* DATASET:
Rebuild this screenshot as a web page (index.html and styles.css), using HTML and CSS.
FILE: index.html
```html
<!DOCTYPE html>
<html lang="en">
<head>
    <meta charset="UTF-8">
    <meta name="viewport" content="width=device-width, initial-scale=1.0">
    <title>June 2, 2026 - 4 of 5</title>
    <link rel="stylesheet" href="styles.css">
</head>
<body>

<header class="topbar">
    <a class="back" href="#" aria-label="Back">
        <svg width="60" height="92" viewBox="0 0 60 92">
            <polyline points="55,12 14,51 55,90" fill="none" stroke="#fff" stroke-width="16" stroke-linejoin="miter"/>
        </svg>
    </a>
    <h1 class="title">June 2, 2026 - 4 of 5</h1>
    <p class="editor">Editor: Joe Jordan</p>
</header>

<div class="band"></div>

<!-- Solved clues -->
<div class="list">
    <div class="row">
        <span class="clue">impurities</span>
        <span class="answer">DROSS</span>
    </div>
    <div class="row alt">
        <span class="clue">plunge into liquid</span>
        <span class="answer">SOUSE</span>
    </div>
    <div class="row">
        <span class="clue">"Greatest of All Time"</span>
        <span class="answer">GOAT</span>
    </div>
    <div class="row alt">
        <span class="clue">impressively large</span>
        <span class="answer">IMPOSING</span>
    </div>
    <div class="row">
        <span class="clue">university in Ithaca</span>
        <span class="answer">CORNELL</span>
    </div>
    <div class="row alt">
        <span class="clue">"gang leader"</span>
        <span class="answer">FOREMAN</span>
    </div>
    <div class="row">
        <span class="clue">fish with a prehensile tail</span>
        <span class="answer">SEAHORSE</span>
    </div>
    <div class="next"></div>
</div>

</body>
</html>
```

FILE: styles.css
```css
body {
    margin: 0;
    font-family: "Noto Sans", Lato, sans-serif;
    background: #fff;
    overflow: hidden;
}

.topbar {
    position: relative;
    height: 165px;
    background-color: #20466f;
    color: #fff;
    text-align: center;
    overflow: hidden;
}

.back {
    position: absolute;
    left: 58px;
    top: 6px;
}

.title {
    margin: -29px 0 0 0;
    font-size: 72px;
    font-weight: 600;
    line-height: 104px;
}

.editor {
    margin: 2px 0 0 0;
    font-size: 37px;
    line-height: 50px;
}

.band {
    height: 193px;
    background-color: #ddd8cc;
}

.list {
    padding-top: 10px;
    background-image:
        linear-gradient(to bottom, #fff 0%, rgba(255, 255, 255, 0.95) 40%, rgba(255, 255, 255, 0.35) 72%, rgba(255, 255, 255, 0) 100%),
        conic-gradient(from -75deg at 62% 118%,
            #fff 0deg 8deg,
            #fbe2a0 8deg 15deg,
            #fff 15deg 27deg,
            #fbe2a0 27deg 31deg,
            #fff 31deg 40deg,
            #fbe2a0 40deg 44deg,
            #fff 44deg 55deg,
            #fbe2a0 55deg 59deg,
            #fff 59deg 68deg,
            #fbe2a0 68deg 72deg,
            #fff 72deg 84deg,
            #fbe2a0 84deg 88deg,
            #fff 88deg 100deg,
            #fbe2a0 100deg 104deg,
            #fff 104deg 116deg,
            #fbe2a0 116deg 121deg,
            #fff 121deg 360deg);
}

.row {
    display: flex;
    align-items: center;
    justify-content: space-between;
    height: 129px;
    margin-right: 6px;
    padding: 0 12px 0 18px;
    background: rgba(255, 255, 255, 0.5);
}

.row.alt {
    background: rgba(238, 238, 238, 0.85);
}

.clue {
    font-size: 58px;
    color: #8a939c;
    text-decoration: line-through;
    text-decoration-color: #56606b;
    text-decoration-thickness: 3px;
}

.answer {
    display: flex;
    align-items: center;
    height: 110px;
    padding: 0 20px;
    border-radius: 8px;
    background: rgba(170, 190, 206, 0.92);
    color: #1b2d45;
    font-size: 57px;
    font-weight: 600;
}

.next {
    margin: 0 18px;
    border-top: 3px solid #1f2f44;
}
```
--
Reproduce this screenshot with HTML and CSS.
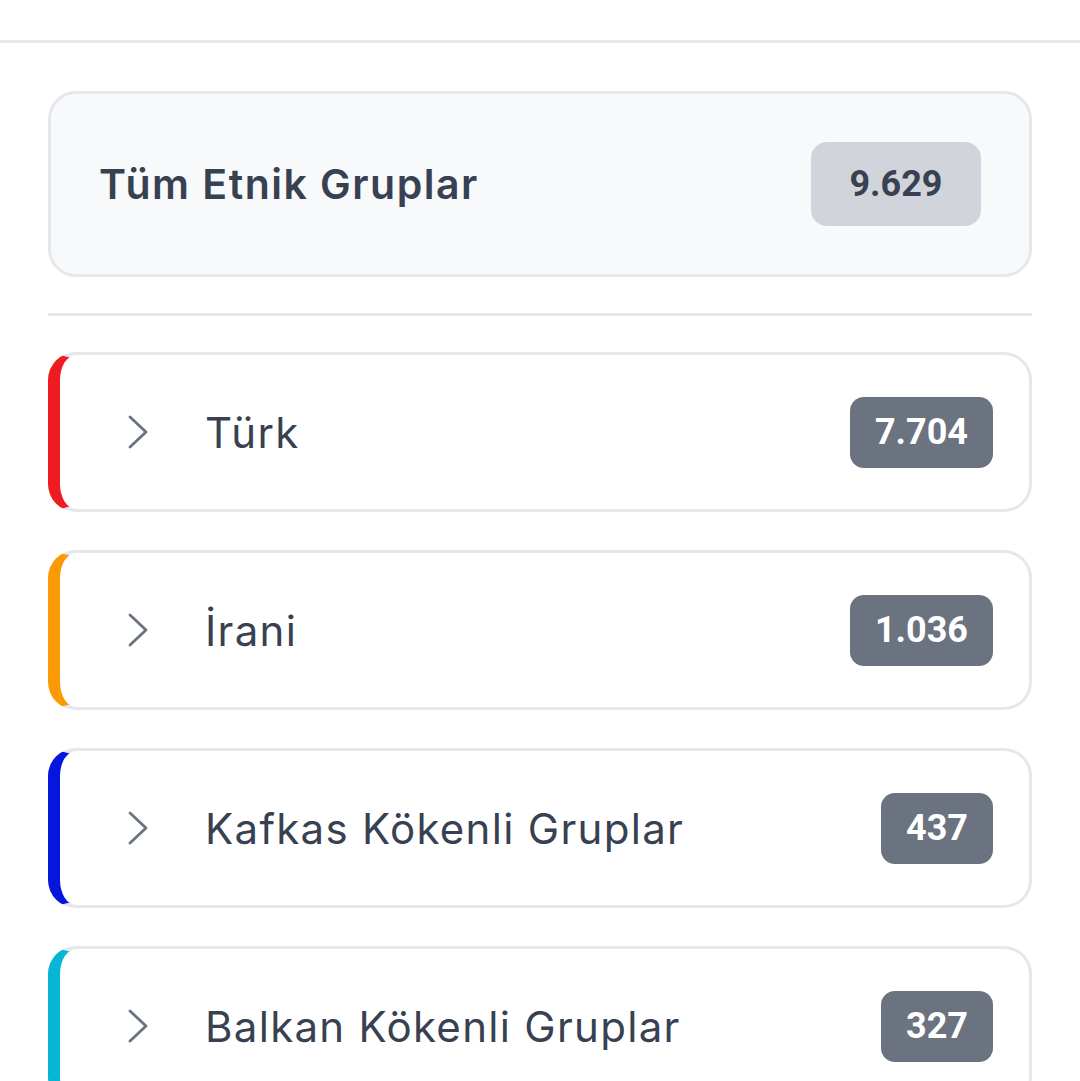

* EXERCISE INSTRUCTIONS: Tally the lines holding the string "this" and give only the count.

* PROBLEM SOLUTION: 2